On 20/11/19 9:21 am, Matt Riedemann wrote:
On 11/20/2019 1:18 AM, Zane Bitter wrote:
Because the core stable team is necessarily not as familiar with the review/backport history of contributors in every project as the individual project stable team is with contributors in each project.
This is assuming that each project has a stable core team already, which a lot don't, that's why we get a lot of "hi I'm the PTL du jour on project X now please make me stable core even though I've never reviewed any stable branch changes before".
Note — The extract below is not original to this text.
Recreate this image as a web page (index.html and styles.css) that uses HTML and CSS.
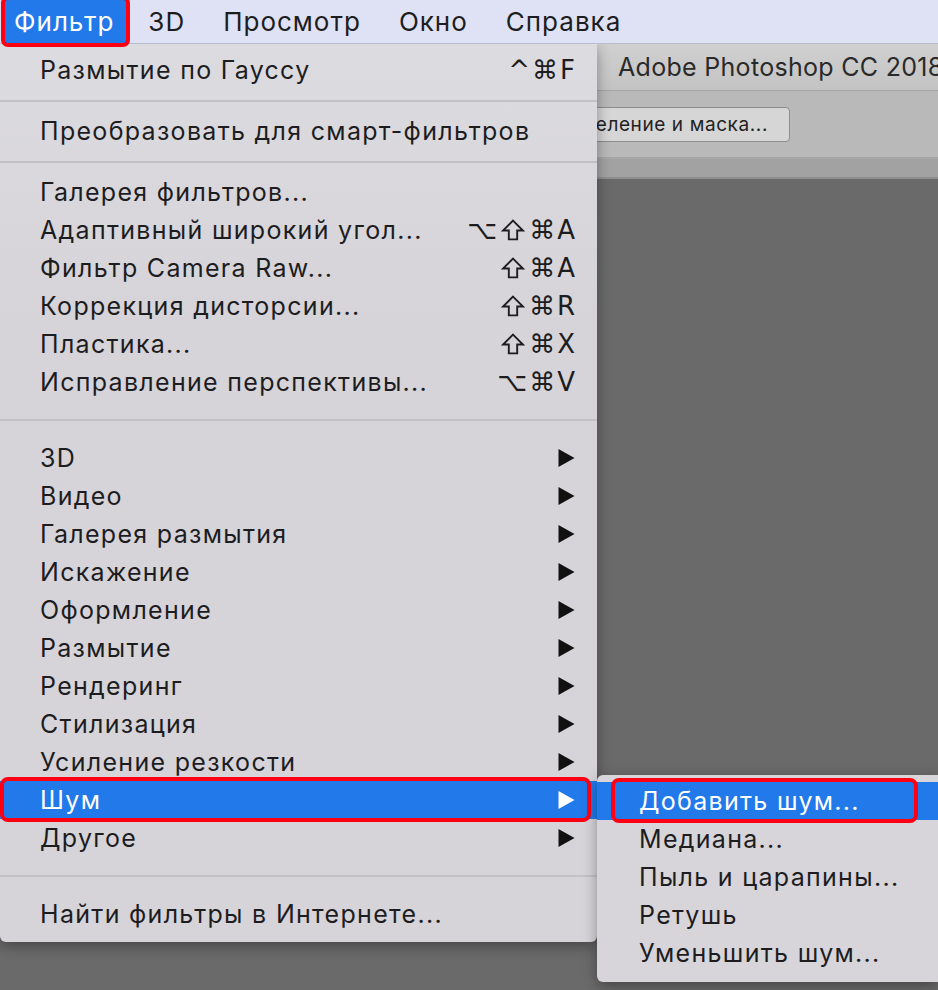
FILE: index.html
```html
<!DOCTYPE html>
<html lang="ru">
<head>
    <meta charset="UTF-8">
    <title>Фильтр — Шум</title>
    <link rel="stylesheet" href="styles.css">
</head>
<body>
    <div class="menubar">
        <div class="menubar-item active">Фильтр</div>
        <div class="menubar-item">3D</div>
        <div class="menubar-item">Просмотр</div>
        <div class="menubar-item">Окно</div>
        <div class="menubar-item">Справка</div>
    </div>

    <div class="workspace">
        <div class="titlebar">Adobe Photoshop CC 2018</div>
        <div class="optionsbar">
            <div class="opt-button">Выделение и маска...</div>
        </div>
        <div class="tabsbar"></div>
        <div class="canvas"></div>
    </div>

    <div class="dropdown">
        <div class="item"><span>Размытие по Гауссу</span><span class="keys">^⌘F</span></div>
        <div class="sep"></div>
        <div class="item"><span>Преобразовать для смарт-фильтров</span></div>
        <div class="sep"></div>
        <div class="item"><span>Галерея фильтров...</span></div>
        <div class="item"><span>Адаптивный широкий угол...</span><span class="keys">⌥<svg class="shift" viewBox="0 0 22 21"><polygon points="11,1.5 20.5,11 15,11 15,19.5 7,19.5 7,11 1.5,11"/></svg>⌘A</span></div>
        <div class="item"><span>Фильтр Camera Raw...</span><span class="keys"><svg class="shift" viewBox="0 0 22 21"><polygon points="11,1.5 20.5,11 15,11 15,19.5 7,19.5 7,11 1.5,11"/></svg>⌘A</span></div>
        <div class="item"><span>Коррекция дисторсии...</span><span class="keys"><svg class="shift" viewBox="0 0 22 21"><polygon points="11,1.5 20.5,11 15,11 15,19.5 7,19.5 7,11 1.5,11"/></svg>⌘R</span></div>
        <div class="item"><span>Пластика...</span><span class="keys"><svg class="shift" viewBox="0 0 22 21"><polygon points="11,1.5 20.5,11 15,11 15,19.5 7,19.5 7,11 1.5,11"/></svg>⌘X</span></div>
        <div class="item"><span>Исправление перспективы...</span><span class="keys">⌥⌘V</span></div>
        <div class="sep big"></div>
        <div class="item"><span>3D</span><svg class="arrow" viewBox="0 0 16 18"><polygon points="0,0 16,9 0,18"/></svg></div>
        <div class="item"><span>Видео</span><svg class="arrow" viewBox="0 0 16 18"><polygon points="0,0 16,9 0,18"/></svg></div>
        <div class="item"><span>Галерея размытия</span><svg class="arrow" viewBox="0 0 16 18"><polygon points="0,0 16,9 0,18"/></svg></div>
        <div class="item"><span>Искажение</span><svg class="arrow" viewBox="0 0 16 18"><polygon points="0,0 16,9 0,18"/></svg></div>
        <div class="item"><span>Оформление</span><svg class="arrow" viewBox="0 0 16 18"><polygon points="0,0 16,9 0,18"/></svg></div>
        <div class="item"><span>Размытие</span><svg class="arrow" viewBox="0 0 16 18"><polygon points="0,0 16,9 0,18"/></svg></div>
        <div class="item"><span>Рендеринг</span><svg class="arrow" viewBox="0 0 16 18"><polygon points="0,0 16,9 0,18"/></svg></div>
        <div class="item"><span>Стилизация</span><svg class="arrow" viewBox="0 0 16 18"><polygon points="0,0 16,9 0,18"/></svg></div>
        <div class="item"><span>Усиление резкости</span><svg class="arrow" viewBox="0 0 16 18"><polygon points="0,0 16,9 0,18"/></svg></div>
        <div class="item selected"><span>Шум</span><svg class="arrow" viewBox="0 0 16 18"><polygon points="0,0 16,9 0,18"/></svg><div class="mark"></div></div>
        <div class="item"><span>Другое</span><svg class="arrow" viewBox="0 0 16 18"><polygon points="0,0 16,9 0,18"/></svg></div>
        <div class="sep big"></div>
        <div class="item"><span>Найти фильтры в Интернете...</span></div>
    </div>

    <div class="submenu">
        <div class="item selected"><span>Добавить шум...</span><div class="mark"></div></div>
        <div class="item"><span>Медиана...</span></div>
        <div class="item"><span>Пыль и царапины...</span></div>
        <div class="item"><span>Ретушь</span></div>
        <div class="item"><span>Уменьшить шум...</span></div>
    </div>
</body>
</html>
```

FILE: styles.css
```css
body {
    margin: 0;
    width: 938px;
    height: 990px;
    overflow: hidden;
    position: relative;
    background-color: #6a6a6a;
    font-family: Inter, "Noto Sans", sans-serif;
    color: #1d1d1f;
}

.menubar {
    position: relative;
    z-index: 2;
    display: flex;
    height: 44px;
    padding-left: 4px;
    background-color: #dee2f4;
    border-bottom: 1px solid #b9bccb;
    box-sizing: border-box;
}

.menubar-item {
    position: relative;
    padding: 0 19px;
    font-size: 26px;
    letter-spacing: 1px;
    line-height: 44px;
    white-space: nowrap;
}

.menubar-item.active {
    padding: 0 12px 0 10px;
    margin-right: 3px;
    background-color: #2179ea;
    color: #fff;
}

.menubar-item.active::after {
    content: "";
    position: absolute;
    left: -3px;
    top: -4px;
    right: -4px;
    bottom: -4px;
    border: 4px solid #ff0013;
    border-radius: 7px;
}

.workspace {
    display: flex;
    flex-direction: column;
}

.titlebar {
    height: 46px;
    padding-left: 618px;
    font-size: 25px;
    letter-spacing: 0.3px;
    line-height: 46px;
    white-space: nowrap;
    color: #2a2a2a;
    background: linear-gradient(to bottom, #d0d0d0, #c3c3c3);
    border-bottom: 1px solid #a5a5a5;
}

.optionsbar {
    height: 66px;
    display: flex;
    align-items: center;
    padding-left: 500px;
    background-color: #b9b9b9;
    border-bottom: 2px solid #a6a6a6;
}

.opt-button {
    height: 35px;
    width: 290px;
    box-sizing: border-box;
    padding-right: 21px;
    text-align: right;
    font-size: 19px;
    letter-spacing: 0.6px;
    line-height: 33px;
    color: #222;
    background-color: #d6d6d6;
    border: 1px solid #8c8c8c;
    border-radius: 4px;
    white-space: nowrap;
}

.tabsbar {
    height: 18px;
    background-color: #a2a2a2;
    border-bottom: 2px solid #8f8f8f;
}

.canvas {
    flex: 1;
}

.dropdown, .submenu {
    position: absolute;
    background-color: #d7d5da;
    box-shadow: 0 4px 14px rgba(0, 0, 0, 0.35);
}

.dropdown {
    left: 0;
    top: 44px;
    width: 597px;
    padding: 7px 0 9px;
    border-radius: 0 0 6px 6px;
    background: linear-gradient(to bottom, #dcdbe0, #d6d4d9 30%, #d6d4d9);
}

.submenu {
    left: 597px;
    top: 775px;
    width: 341px;
    padding: 7px 0 10px;
    border-radius: 6px 0 0 6px;
}

.item {
    position: relative;
    display: flex;
    align-items: center;
    justify-content: space-between;
    height: 38px;
    padding: 0 22px 0 40px;
    font-size: 25px;
    letter-spacing: 1.3px;
    white-space: nowrap;
}

.submenu .item {
    padding-left: 42px;
}

.keys {
    display: flex;
    align-items: center;
    font-family: "DejaVu Sans", sans-serif;
    font-size: 26px;
    letter-spacing: 2px;
    margin-right: -2px;
}

.shift {
    width: 24px;
    height: 22px;
    margin: 0 4px 0 2px;
    fill: none;
    stroke: #1d1d1f;
    stroke-width: 1.8;
    stroke-linejoin: miter;
}

.arrow {
    width: 17px;
    height: 18px;
    fill: #111;
}

.sep {
    height: 23px;
    display: flex;
    align-items: center;
}

.sep::before {
    content: "";
    flex: 1;
    height: 2px;
    background-color: #c3c1c7;
}

.sep.big {
    height: 38px;
}

.item.selected {
    background-color: #2179ea;
    color: #fff;
}

.item.selected .arrow {
    fill: #fff;
}

.mark {
    position: absolute;
    top: -4px;
    bottom: -3px;
    left: 0;
    right: 6px;
    border: 4px solid #ff0013;
    border-radius: 8px;
}

.submenu .mark {
    left: 14px;
    right: 20px;
}
```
Correct, what I'm suggesting is a middle-ground position so that in the cases where there is no project-specific stable team, that team has to be bootstrapped by the global stable-maint team in the same way that they do already. This avoids the situation you mention, where e.g. the TC appoints a PTL who does not even qualify to run for election (no commits to the project) and suddenly they're able to approve stable backports with no training or oversight. We're obliged to appoint a PTL for every project, whether they're qualified or not, but we should not be obliged to add unqualified people to the project stable core team. For the cases where there *is* already a project stable team, it allows folks who have already been vetted and who are closest to the data to have input on the decision, and it relieves the burden of 3 already overworked people who are currently required to do all of the vetting of new stable reviewers. cheers, Zane.